The open biplane was first demonstrated at the old Hempstead Plains Aviation Field, which was later to become Roosevelt Field.
A few years later he designed a "night fighter" in the hope that it would be used in the First World War combat. His hopes were not realized but he did sell the plane to the New York City Police Department, when plans were made to create an aerial police operation. In 1919, Mr Burnelli changed his views about aircraft design, after he had turned out what is believed to have been the world's first large commercial airliner in Milwaukee, Wisconsin for the Lawson Airlines.
In reminiscing about his creation, Mr. Burnelli said that he was disappointed when he saw the result of his efforts. He recalled that he got the impression of a street car with wings. "The air is the roadbed of an airplane" he said, and he then and there "decided to leave street cars on the ground". In later designs he switched to fuselages with winglike shapes that contributed up about 40 percent of the lifting surface in flight. Mr. Burnelli was never fully successful in popularizing his wing-shaped fuselage planes, because as a contemporary designer once explained "the aircraft industry continued developing higher power engines that could fly the other conventional type planes. Any aircraft is obsolete before it is put into production."

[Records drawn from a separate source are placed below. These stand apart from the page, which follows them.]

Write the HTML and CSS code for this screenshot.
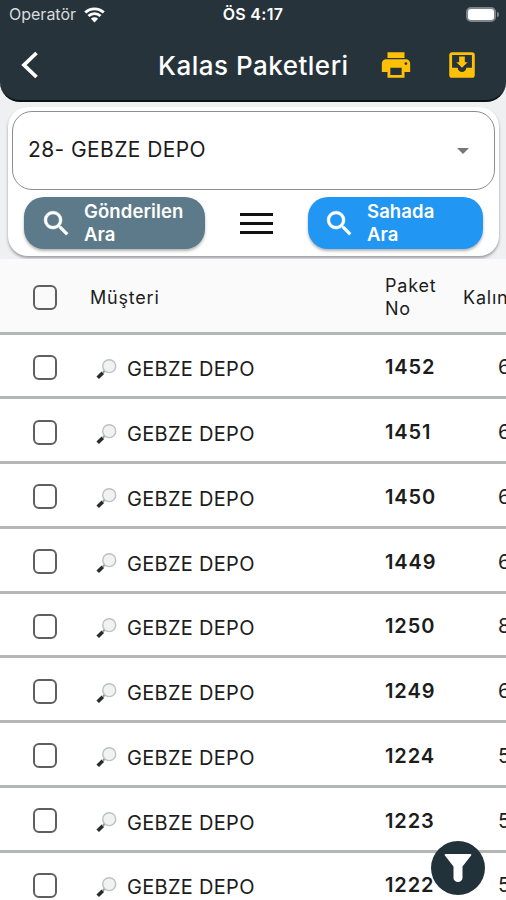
FILE: index.html
```html
<!DOCTYPE html>
<html lang="tr">

<head>
  <meta charset="UTF-8">
  <meta name="viewport" content="width=device-width, initial-scale=1.0">
  <title>Kalas Paketleri</title>
  <link rel="stylesheet" href="styles.css">
</head>

<body>
  <svg class="symbols">
    <symbol id="search" viewBox="0 0 24 24">
      <path d="M15.5 14h-.79l-.28-.27A6.47 6.47 0 0 0 16 9.5 6.5 6.5 0 1 0 9.5 16c1.61 0 3.09-.59 4.23-1.57l.27.28v.79l5 4.99L20.49 19l-4.99-5zm-6 0C7.01 14 5 11.99 5 9.5S7.01 5 9.5 5 14 7.01 14 9.5 11.99 14 9.5 14z" />
    </symbol>
    <symbol id="lens" viewBox="0 0 22 22">
      <path d="M2.6 19 7.500 14" stroke="#2b2b2b" stroke-width="3.4" />
      <path d="M7.500 14l2-2" stroke="#999" stroke-width="2" />
      <circle cx="13.6" cy="7.8" r="6.2" fill="#f1f2f2" stroke="#bfc2c2" stroke-width="1.4" />
    </symbol>
  </svg>

  <header class="appbar">
    <div class="status">
      <div class="carrier">
        <span>Operatör</span>
        <svg class="wifi" viewBox="0 0 20 16">
          <path d="M1.2 6.2a12.6 12.6 0 0 1 17.6 0M4.3 9.5a8.2 8.2 0 0 1 11.4 0" fill="none" stroke="#fff" stroke-width="2.7" />
          <path d="M10 15.6 6.6 12a4.8 4.8 0 0 1 6.8 0z" fill="#fff" />
        </svg>
      </div>
      <div class="clock">ÖS 4:17</div>
      <div class="power"><i class="battery"></i><i class="tip"></i></div>
    </div>
    <div class="toolbar">
      <svg class="back" viewBox="0 0 18 28">
        <path d="M15.500 2 3 14 15.500 26" fill="none" stroke="#fff" stroke-width="3.8" />
      </svg>
      <h1>Kalas Paketleri</h1>
      <svg class="action" viewBox="0 0 24 24">
        <path d="M19 8H5c-1.660 0-3 1.340-3 3v6h4v4h12v-4h4v-6c0-1.660-1.340-3-3-3zm-3 11H8v-5h8v5zm3-7c-.55 0-1-.45-1-1s.45-1 1-1 1 .45 1 1-.45 1-1 1zm-1-9H6v4h12V3z" />
      </svg>
      <svg class="action" viewBox="0 0 24 24">
        <path fill-rule="evenodd" d="M5 3h14a2 2 0 0 1 2 2v14a2 2 0 0 1-2 2H5a2 2 0 0 1-2-2V5c0-1.100.9-2 2-2zM5 5v9h4a3 3 0 0 0 6 0h4V5zM16 10h-2V6h-4v4H8l4 4z" />
      </svg>
    </div>
  </header>

  <main>
    <section class="panel">
      <div class="select">
        <span>28- GEBZE DEPO</span>
        <i class="arrow"></i>
      </div>
      <div class="buttons">
        <button class="btn sent"><svg><use href="#search" /></svg><span>Gönderilen<br>Ara</span></button>
        <div class="menu"><i></i><i></i><i></i></div>
        <button class="btn field"><svg><use href="#search" /></svg><span>Sahada<br>Ara</span></button>
      </div>
    </section>

    <section class="table">
      <div class="row head"><i class="check"></i><span>Müşteri</span><span class="no">Paket<br>No</span><span class="size">Kalınlık</span></div>
      <div class="row"><i class="check"></i><span class="customer"><svg><use href="#lens" /></svg>GEBZE DEPO</span><b class="no">1452</b><span class="size">60</span></div>
      <div class="row"><i class="check"></i><span class="customer"><svg><use href="#lens" /></svg>GEBZE DEPO</span><b class="no">1451</b><span class="size">60</span></div>
      <div class="row"><i class="check"></i><span class="customer"><svg><use href="#lens" /></svg>GEBZE DEPO</span><b class="no">1450</b><span class="size">60</span></div>
      <div class="row"><i class="check"></i><span class="customer"><svg><use href="#lens" /></svg>GEBZE DEPO</span><b class="no">1449</b><span class="size">60</span></div>
      <div class="row"><i class="check"></i><span class="customer"><svg><use href="#lens" /></svg>GEBZE DEPO</span><b class="no">1250</b><span class="size">80</span></div>
      <div class="row"><i class="check"></i><span class="customer"><svg><use href="#lens" /></svg>GEBZE DEPO</span><b class="no">1249</b><span class="size">60</span></div>
      <div class="row"><i class="check"></i><span class="customer"><svg><use href="#lens" /></svg>GEBZE DEPO</span><b class="no">1224</b><span class="size">50</span></div>
      <div class="row"><i class="check"></i><span class="customer"><svg><use href="#lens" /></svg>GEBZE DEPO</span><b class="no">1223</b><span class="size">50</span></div>
      <div class="row"><i class="check"></i><span class="customer"><svg><use href="#lens" /></svg>GEBZE DEPO</span><b class="no">1222</b><span class="size">50</span></div>
    </section>
  </main>

  <button class="filter">
    <svg viewBox="0 0 28 29">
      <path d="M1.500 1h25c1 0 1 1 .6 1.500L18.500 13.500V25a4.500 4 0 0 1-9 0V13.500L.9 2.500C.5 2 .5 1 1.500 1z" />
    </svg>
  </button>
</body>

</html>
```

FILE: styles.css
```css
* {
  box-sizing: border-box;
}

body {
  margin: 0;
  height: 900px;
  overflow: hidden;
  position: relative;
  background: #eff0f2;
  color: #1c1c1c;
  font-family: Inter, sans-serif;
}

.symbols {
  display: none;
}

.appbar {
  height: 102px;
  background: #26333a;
  border-bottom: 2px solid #0c1317;
  border-radius: 0 0 20px 20px;
  color: #fff;
}

.status {
  display: grid;
  grid-template-columns: 1fr 1fr 1fr;
  align-items: center;
  height: 28px;
  padding: 0 7px 0 9px;
  font-size: 16px;
}

.carrier {
  display: flex;
  align-items: center;
  gap: 8px;
  color: #d9dcde;
}

.wifi {
  width: 21px;
  height: 17px;
}

.clock {
  text-align: center;
  font-weight: 600;
  letter-spacing: 0.3px;
  padding-right: 2px;
}

.power {
  display: flex;
  align-items: center;
  justify-content: flex-end;
  gap: 1px;
}

.battery {
  width: 30px;
  height: 15px;
  background: #fff;
  border: 2px solid #7c858a;
  border-radius: 5px;
}

.tip {
  width: 2px;
  height: 5px;
  background: #7c858a;
  border-radius: 0 2px 2px 0;
}

.toolbar {
  display: flex;
  align-items: center;
  height: 74px;
}

.back {
  flex: none;
  width: 18px;
  height: 28px;
  margin-left: 21px;
}

h1 {
  flex: none;
  width: 192px;
  margin: 0 29px 0 119px;
  font-size: 26px;
  font-weight: 500;
  letter-spacing: 0.5px;
  white-space: nowrap;
}

.action {
  flex: none;
  width: 34px;
  height: 34px;
  margin-right: 32px;
  fill: #ffc107;
}

.panel {
  width: 491px;
  height: 149px;
  margin: 5px 0 0 8px;
  padding: 4px;
  background: #fff;
  border-radius: 20px;
  box-shadow: 0 2px 3px rgba(0, 0, 0, 0.35);
}

.select {
  display: flex;
  align-items: center;
  justify-content: space-between;
  height: 79px;
  padding: 0 25px 2px 15px;
  border: 1px solid #8d8d8d;
  border-radius: 20px;
  font-size: 21px;
  letter-spacing: 0.4px;
}

.arrow {
  margin-top: 3px;
  border: 6.5px solid transparent;
  border-top-color: #777;
  border-bottom: 0;
}

.buttons {
  display: flex;
  align-items: center;
  justify-content: space-between;
  padding: 7px 12px 0;
}

.btn {
  display: flex;
  align-items: center;
  gap: 11px;
  width: 181px;
  height: 52px;
  padding: 0 16px;
  border: 0;
  border-radius: 20px;
  color: #fff;
  font: 600 18.500px/23px Inter, sans-serif;
  letter-spacing: 0.1px;
  text-align: left;
  box-shadow: 0 2px 3px rgba(0, 0, 0, 0.3);
}

.btn svg {
  flex: none;
  width: 33px;
  height: 33px;
  fill: #fff;
  stroke: #fff;
  stroke-width: 0.4px;
}

.sent {
  background: #5c7a89;
}

.field {
  width: 175px;
  padding-left: 15px;
  background: #2196f3;
}

.menu {
  display: flex;
  flex-direction: column;
  gap: 6px;
  width: 33px;
}

.menu i {
  height: 3px;
  background: #111;
}

.table {
  margin-top: 3px;
  overflow: hidden;
}

.row {
  display: grid;
  grid-template-columns: 57px 295px 78px 43px;
  align-items: center;
  height: 64.750px;
  padding: 4px 0 0 33px;
  background: #fff;
  border-bottom: 3px solid #b5b6b6;
  font-size: 20px;
}

.head {
  height: 75.500px;
  padding-top: 4px;
  background: #fafafa;
  font-size: 18px;
  line-height: 23px;
  letter-spacing: 0.8px;
}

.check {
  width: 24px;
  height: 25px;
  border: 2px solid #5f5f5f;
  border-radius: 6px;
}

.customer {
  display: flex;
  align-items: center;
  gap: 9px;
  padding: 4px 0 0 5px;
  letter-spacing: 0.3px;
}

.customer svg {
  width: 23px;
  height: 23px;
}

b {
  font-weight: 600;
  letter-spacing: 0.9px;
}

.row:not(.head) .size {
  padding-left: 35px;
}

.filter {
  position: absolute;
  left: 431px;
  top: 841px;
  width: 54px;
  height: 54px;
  padding: 1px 0 0;
  border: 0;
  border-radius: 50%;
  background: #22323a;
}

.filter svg {
  width: 28px;
  height: 29px;
  fill: #fff;
}
```
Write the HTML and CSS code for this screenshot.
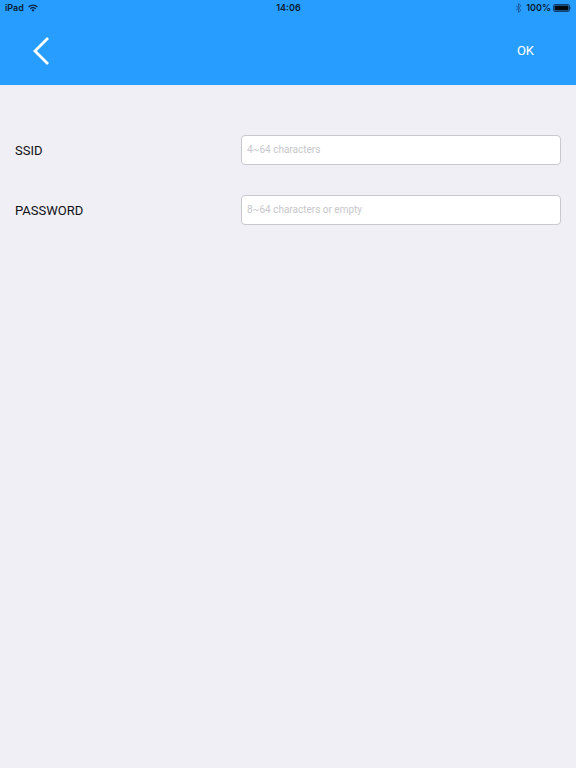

Mr. Burnelli was credited with designing the world's first airfreighter in 1923. The plane was flown at Mitchel Field and used as a flying showroom to display Essex automobiles.
His flying-wing design was dominant in the Burnelli twin-engine, twin-tail, commercial planes produced in England before World War II. He also created the Burnelli Loadmaster. Clyde Pangborn, the famed trans-Pacific flyer, was the Burnelli test-pilot for several years. Vincent Burnelli is survived by his wife, the former Hazel Goodwin,and two married daughters. Mrs. Patricia Kimmins and Mrs. Clifford Adams, all of whom reside on Long Island. Also two married sisters residing on Long Island and another unmarried sister, Miss Felicity Burnelli, living in New York.